Step two: I got back the editor’s notes. He wanted more detail in the backstory and the plot outlines. I thought it was overkill, but I tweaked and rewrote according to instructions and submitted the second draft to the editor. And waited again.
Step two redux: I got back the editor’s notes. He thought the backstory was still lacking here, here, here, and etcetera, and could I be a bit more specific on these several plot points? I tweaked and rewrote according to instructions and submitted the third draft to the editor. As I waited some more, I was starting to smell a rat, but I reasoned that since it had been the editor who suggested the character and paired me with Stephen, this had to be a lock, right? Besides, the more detailed the plot, the easier it would be for me when it came time to write the scripts. I turned in my third draft. And, needless to say, waited.
Step two redux again: I got back the editor’s notes. We were darned close, just a few more minor tweaks and we would have it. I protested that this was beyond nitpicking. It was ridiculous, bits of backstory that had no effect on the stories themselves. The editor even agreed with me, but insisted he was doing this for my own good, to make the proposal rejection-proof. I gritted my teeth and turned in my fourth draft. And, once again, waited.

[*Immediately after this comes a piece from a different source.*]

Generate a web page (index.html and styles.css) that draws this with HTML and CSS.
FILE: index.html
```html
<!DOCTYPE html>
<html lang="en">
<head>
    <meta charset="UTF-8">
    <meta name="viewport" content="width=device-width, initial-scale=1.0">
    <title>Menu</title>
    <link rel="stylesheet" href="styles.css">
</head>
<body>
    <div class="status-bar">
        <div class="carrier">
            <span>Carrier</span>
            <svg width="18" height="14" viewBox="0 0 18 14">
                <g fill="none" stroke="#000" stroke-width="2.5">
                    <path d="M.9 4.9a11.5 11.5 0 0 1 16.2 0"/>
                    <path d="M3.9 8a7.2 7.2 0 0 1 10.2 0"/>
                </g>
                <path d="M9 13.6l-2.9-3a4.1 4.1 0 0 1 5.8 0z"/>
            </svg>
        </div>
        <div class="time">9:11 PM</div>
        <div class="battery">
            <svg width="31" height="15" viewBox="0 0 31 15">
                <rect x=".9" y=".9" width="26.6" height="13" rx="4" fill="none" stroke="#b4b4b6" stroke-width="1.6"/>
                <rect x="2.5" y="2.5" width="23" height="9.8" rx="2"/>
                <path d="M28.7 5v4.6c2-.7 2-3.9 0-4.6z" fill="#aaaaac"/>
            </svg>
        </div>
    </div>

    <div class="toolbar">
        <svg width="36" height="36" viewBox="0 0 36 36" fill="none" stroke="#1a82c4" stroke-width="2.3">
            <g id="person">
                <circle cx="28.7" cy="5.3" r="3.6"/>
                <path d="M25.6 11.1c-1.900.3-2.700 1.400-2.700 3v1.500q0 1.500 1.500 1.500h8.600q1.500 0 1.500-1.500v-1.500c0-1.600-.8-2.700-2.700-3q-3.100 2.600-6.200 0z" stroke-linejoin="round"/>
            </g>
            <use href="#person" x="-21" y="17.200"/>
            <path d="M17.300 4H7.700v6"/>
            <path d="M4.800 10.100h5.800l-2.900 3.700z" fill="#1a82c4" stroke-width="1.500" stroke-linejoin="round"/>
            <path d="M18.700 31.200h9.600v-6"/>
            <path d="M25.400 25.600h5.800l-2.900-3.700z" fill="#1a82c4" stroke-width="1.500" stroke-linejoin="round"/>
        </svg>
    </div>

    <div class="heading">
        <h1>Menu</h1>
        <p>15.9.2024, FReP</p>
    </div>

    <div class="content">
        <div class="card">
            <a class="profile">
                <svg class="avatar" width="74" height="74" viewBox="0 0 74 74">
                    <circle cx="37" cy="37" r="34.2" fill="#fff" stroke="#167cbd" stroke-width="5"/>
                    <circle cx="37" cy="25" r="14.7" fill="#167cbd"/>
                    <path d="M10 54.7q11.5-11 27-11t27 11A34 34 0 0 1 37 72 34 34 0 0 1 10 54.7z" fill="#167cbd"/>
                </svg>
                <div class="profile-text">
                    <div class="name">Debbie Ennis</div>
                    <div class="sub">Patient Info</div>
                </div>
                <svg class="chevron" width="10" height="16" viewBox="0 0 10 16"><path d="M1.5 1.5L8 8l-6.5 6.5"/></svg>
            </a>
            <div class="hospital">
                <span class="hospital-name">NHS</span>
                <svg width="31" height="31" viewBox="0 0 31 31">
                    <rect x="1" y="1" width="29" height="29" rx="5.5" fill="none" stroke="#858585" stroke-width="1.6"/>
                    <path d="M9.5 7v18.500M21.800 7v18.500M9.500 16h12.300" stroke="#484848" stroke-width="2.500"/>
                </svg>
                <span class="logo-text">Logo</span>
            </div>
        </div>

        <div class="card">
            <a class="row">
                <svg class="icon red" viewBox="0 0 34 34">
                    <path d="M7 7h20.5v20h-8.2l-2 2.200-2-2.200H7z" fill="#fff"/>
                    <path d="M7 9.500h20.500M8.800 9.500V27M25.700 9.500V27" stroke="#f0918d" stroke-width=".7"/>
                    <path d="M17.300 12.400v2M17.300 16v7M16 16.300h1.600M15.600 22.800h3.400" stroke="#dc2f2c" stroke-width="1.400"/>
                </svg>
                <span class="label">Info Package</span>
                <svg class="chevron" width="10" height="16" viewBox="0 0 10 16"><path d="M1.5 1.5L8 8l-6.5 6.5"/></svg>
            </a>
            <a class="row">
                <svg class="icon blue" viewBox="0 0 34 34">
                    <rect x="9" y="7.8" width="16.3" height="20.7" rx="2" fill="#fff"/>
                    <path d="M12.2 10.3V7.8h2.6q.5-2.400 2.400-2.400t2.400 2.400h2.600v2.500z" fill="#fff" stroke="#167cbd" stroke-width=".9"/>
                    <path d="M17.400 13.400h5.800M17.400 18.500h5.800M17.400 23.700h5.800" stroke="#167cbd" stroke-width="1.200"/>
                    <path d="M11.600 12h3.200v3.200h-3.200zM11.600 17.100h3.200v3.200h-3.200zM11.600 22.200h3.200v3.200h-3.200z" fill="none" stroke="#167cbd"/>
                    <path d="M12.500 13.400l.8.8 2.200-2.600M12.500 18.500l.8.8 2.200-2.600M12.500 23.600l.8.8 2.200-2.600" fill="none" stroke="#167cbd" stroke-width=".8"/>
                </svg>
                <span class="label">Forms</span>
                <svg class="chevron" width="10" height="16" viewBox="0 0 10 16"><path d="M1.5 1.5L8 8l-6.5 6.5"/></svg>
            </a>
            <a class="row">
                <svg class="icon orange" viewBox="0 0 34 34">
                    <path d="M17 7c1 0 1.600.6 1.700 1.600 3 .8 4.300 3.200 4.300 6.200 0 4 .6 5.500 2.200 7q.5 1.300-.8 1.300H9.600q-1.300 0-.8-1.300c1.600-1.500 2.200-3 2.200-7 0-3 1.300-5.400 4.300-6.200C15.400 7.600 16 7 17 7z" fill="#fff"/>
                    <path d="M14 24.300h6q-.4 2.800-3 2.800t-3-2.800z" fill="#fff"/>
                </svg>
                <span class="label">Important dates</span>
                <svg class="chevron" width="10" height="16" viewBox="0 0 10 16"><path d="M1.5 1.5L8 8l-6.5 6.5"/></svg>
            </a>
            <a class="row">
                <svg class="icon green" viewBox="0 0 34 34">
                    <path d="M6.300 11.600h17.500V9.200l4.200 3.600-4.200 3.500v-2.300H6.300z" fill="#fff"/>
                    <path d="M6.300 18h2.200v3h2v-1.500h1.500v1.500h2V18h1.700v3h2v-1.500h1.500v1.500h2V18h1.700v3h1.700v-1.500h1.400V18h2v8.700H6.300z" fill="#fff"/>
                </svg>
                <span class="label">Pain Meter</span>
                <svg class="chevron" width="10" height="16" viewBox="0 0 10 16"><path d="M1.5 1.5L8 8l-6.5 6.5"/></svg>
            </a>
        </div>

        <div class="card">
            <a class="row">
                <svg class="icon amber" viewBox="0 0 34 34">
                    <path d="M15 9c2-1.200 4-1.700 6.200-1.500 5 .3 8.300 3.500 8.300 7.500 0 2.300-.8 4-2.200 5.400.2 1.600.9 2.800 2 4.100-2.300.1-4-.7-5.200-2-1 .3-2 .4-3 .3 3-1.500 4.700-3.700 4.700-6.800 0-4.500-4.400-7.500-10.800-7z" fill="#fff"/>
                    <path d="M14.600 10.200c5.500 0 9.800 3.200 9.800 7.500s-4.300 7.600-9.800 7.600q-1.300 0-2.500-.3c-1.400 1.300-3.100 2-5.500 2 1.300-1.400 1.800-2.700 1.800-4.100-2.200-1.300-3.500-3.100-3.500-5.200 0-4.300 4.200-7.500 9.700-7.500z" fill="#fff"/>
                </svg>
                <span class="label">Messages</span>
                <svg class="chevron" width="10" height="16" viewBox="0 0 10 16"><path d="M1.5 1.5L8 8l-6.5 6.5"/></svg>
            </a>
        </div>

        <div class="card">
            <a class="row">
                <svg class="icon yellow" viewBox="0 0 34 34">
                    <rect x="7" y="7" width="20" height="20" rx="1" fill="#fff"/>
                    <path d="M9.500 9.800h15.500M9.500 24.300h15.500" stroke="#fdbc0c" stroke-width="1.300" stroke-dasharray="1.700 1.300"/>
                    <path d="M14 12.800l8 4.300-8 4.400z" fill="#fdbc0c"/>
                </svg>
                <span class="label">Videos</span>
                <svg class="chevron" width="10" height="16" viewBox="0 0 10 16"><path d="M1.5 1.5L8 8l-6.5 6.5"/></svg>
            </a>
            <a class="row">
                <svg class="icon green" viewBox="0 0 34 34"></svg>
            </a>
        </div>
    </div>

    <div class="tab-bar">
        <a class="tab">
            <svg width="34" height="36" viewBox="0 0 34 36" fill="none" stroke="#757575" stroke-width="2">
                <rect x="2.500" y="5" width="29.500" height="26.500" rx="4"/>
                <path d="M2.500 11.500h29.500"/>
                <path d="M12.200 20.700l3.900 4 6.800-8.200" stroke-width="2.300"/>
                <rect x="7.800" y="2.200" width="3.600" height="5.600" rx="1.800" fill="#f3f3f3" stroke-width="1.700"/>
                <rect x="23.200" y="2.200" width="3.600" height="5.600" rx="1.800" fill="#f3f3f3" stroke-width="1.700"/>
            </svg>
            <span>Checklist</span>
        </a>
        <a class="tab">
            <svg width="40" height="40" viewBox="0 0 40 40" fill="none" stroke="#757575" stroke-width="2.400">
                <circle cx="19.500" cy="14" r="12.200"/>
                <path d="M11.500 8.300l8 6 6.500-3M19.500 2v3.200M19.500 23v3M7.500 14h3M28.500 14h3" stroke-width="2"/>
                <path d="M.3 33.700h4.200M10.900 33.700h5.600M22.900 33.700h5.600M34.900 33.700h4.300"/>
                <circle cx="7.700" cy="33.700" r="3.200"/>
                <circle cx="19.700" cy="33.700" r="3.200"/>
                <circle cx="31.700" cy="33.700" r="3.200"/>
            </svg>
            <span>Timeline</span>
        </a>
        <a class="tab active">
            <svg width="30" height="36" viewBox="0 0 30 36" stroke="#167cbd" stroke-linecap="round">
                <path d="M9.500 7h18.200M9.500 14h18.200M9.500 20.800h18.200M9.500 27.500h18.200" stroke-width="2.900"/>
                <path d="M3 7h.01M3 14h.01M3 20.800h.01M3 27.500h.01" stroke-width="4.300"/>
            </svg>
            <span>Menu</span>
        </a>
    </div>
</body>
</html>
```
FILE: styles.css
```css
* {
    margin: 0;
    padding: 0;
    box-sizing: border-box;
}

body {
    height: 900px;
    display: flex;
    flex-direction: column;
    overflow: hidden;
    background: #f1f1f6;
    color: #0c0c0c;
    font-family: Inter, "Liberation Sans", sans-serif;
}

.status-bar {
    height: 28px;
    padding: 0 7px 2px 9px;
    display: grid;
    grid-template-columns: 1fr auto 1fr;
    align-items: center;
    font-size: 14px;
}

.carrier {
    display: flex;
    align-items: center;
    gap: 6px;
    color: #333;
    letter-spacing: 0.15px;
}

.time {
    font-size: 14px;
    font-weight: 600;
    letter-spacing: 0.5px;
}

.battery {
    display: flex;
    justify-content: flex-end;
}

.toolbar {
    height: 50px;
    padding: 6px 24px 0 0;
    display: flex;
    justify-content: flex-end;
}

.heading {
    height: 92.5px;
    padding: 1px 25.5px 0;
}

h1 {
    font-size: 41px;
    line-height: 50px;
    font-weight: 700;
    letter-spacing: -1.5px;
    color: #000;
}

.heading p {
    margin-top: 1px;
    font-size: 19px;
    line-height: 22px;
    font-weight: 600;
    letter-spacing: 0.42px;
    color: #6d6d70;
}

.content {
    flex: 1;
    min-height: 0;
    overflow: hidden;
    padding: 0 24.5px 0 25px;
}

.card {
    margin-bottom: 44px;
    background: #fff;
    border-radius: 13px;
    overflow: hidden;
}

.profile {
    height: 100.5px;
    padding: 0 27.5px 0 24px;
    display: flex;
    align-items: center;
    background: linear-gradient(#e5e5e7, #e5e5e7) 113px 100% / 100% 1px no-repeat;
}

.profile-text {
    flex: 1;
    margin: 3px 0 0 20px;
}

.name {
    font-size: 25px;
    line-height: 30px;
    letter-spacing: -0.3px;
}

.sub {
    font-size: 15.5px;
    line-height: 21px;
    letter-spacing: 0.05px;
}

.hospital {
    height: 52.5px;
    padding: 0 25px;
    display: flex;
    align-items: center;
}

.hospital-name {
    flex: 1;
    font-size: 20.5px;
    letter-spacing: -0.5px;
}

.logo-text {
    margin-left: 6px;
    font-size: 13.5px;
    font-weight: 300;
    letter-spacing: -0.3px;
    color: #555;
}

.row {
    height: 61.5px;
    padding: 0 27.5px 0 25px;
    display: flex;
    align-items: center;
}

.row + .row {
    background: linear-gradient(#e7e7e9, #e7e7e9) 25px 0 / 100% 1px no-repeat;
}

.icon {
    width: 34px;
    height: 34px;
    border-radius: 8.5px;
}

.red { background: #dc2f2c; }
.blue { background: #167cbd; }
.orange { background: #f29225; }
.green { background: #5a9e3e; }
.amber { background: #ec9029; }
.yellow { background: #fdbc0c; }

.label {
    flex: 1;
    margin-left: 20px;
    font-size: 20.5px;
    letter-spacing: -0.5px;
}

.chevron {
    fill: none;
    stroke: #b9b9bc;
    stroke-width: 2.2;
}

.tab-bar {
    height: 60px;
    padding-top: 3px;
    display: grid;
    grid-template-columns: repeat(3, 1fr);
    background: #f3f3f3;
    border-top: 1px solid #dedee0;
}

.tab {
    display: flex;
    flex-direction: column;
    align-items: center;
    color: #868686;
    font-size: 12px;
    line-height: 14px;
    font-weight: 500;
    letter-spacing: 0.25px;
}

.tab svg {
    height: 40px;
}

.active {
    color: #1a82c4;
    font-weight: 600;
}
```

In the meantime, Stephen had long since drawn a cover sheet for the proposal and six pages of beautiful character designs based on my first draft featuring all the supporting cast wearing Trickster’s air-jet shoes “for no particular reason.” James was depicted in profile in his boxer shorts and socks with arrows pointing to such characteristics as, “Hairy, cuz he’s I-talian, natch” and “Bit of a pot belly. Perhaps he had an acrobats built once, but walkin’ on air is easy on a guy.”
I didn’t stop looking for work from other editors while waited for word on my Trickster fourth draft. When I spoke to an editor who worked in the same group as my Trickster editor, he told me I was wasting my time. He had warned them against hiring me, that I had become problematic because Dick and Paul had been expressing unspecified concerns about me.
This was shortly thereafter “confirmed” by my editor, who told me Dick had rejected the Trickster proposal, as well the suggestion that I be hired to replace a departing editor in his group. I was given frequent updates on the editor’s Herculean efforts to change Dick’s mind on my behalf, none of them successful.
I was just insecure enough to believe it might have been true, but I was desperate, and as much as I hate confrontation, I went to Dick and told him what I’d heard. “If you don’t want me here, please tell me so I can stop banging my head against the door.”
He responded with genuine confusion. “What are you talking about? I haven’t seen any proposals from you.” He assured me nobody wanted me gone and showed me my name on the handwritten shortlist of candidates for that staff position that he took from his desk drawer.